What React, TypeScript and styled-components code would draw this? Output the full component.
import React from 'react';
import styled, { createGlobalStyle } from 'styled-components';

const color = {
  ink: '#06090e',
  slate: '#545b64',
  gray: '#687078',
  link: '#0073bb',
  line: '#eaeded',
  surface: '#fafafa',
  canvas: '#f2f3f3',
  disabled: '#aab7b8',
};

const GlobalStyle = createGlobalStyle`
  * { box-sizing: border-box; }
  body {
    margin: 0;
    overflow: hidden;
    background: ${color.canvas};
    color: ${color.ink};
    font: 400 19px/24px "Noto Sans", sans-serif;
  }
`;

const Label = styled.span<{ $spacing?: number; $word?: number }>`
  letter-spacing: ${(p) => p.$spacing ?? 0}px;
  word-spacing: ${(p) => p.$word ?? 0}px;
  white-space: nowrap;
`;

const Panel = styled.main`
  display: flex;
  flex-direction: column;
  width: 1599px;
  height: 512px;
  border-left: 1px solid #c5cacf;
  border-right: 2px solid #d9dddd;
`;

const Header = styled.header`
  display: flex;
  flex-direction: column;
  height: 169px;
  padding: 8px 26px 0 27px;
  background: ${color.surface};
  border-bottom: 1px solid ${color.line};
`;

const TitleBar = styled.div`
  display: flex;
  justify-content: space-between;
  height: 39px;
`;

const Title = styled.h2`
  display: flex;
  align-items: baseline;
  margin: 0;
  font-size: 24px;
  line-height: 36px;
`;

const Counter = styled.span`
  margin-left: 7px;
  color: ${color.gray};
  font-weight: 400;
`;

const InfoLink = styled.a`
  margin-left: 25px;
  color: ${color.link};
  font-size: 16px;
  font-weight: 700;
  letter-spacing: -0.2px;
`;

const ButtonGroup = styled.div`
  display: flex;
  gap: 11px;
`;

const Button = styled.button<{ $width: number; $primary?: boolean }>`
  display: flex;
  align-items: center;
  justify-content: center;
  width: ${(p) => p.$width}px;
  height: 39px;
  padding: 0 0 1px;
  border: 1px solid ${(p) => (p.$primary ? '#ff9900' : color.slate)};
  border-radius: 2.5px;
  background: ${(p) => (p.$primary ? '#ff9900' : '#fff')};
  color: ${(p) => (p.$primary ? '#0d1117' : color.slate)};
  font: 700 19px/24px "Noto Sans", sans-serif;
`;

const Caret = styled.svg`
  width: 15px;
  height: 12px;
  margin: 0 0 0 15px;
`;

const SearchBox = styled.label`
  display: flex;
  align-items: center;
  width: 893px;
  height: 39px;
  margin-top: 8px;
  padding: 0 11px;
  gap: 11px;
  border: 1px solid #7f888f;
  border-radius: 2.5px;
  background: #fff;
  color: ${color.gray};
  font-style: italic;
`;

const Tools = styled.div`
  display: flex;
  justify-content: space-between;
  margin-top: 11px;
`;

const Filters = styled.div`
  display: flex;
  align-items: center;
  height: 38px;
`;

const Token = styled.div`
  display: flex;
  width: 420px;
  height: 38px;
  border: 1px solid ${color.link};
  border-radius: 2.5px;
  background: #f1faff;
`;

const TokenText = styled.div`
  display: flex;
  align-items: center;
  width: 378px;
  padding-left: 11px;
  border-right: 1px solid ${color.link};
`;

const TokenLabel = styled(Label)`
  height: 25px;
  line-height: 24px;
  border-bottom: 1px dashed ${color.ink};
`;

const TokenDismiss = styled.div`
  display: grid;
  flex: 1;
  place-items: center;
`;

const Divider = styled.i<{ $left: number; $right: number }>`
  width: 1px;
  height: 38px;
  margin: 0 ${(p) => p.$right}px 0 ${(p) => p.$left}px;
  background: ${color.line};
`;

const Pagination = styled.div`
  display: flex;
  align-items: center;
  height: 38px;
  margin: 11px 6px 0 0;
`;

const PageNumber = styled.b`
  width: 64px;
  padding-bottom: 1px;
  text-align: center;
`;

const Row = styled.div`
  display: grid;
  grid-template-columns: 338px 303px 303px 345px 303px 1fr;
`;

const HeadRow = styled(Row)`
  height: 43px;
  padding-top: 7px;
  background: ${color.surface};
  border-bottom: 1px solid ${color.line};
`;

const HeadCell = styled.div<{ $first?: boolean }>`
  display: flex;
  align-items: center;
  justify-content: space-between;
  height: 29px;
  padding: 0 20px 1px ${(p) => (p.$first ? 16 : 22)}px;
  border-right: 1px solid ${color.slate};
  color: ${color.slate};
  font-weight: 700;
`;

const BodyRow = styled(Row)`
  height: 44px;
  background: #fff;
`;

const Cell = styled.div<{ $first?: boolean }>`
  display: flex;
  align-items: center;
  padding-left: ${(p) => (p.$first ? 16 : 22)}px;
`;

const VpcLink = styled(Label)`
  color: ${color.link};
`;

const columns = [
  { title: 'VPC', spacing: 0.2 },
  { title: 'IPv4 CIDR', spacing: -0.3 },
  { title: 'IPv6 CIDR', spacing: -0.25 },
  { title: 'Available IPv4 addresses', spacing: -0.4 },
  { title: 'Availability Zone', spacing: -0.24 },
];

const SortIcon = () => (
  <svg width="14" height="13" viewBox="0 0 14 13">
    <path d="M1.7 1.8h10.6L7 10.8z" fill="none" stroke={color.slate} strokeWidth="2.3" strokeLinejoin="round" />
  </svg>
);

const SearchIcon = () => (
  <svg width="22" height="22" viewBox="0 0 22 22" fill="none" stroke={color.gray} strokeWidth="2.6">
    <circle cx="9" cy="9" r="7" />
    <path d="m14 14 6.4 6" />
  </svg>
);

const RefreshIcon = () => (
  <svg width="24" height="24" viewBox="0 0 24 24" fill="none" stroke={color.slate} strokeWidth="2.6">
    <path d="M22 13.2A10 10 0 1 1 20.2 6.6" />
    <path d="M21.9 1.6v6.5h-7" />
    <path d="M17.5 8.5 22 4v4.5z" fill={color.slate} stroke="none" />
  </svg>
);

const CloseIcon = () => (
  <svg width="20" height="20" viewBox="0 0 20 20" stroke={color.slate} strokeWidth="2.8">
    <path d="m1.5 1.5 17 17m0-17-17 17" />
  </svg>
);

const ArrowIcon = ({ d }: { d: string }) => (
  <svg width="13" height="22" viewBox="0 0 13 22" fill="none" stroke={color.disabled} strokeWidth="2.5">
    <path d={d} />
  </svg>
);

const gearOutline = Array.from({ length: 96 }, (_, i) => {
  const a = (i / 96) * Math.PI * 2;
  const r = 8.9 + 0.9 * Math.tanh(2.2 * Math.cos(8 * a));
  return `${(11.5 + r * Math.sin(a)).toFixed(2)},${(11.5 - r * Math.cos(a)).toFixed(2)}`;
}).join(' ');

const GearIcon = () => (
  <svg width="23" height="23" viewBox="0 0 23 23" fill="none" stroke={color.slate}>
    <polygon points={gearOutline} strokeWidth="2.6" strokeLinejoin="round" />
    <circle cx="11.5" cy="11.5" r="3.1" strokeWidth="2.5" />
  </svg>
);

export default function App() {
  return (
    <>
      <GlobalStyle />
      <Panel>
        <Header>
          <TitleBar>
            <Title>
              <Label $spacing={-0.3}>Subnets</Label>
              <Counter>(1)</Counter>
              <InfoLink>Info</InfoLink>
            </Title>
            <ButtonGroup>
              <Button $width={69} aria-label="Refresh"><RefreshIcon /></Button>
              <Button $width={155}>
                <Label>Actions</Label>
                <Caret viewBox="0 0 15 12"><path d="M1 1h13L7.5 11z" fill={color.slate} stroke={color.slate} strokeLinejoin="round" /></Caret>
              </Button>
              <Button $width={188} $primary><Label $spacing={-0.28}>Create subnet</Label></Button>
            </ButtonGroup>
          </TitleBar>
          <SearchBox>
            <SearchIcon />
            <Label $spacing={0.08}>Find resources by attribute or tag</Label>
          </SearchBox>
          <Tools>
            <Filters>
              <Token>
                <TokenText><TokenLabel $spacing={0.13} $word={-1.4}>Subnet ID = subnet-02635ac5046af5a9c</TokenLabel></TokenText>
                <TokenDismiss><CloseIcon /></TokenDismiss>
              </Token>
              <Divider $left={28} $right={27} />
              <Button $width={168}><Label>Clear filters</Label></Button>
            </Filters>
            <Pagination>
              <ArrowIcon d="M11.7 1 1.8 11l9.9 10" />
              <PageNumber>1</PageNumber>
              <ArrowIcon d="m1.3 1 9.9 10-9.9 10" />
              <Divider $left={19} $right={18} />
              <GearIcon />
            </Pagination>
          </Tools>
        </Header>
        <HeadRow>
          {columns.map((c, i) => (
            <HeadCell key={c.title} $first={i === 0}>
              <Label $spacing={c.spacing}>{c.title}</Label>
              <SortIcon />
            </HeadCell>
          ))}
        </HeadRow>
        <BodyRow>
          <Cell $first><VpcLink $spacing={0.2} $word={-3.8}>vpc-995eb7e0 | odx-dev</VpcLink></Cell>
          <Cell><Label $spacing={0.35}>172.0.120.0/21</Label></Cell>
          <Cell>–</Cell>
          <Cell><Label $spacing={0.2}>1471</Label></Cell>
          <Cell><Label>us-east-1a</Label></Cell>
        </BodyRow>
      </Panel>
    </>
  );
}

________

(Brief) Look through the data and show every line containing "React".

(Written response)
What React, TypeScript and styled-components code would draw this? Output the full component.
import React from 'react';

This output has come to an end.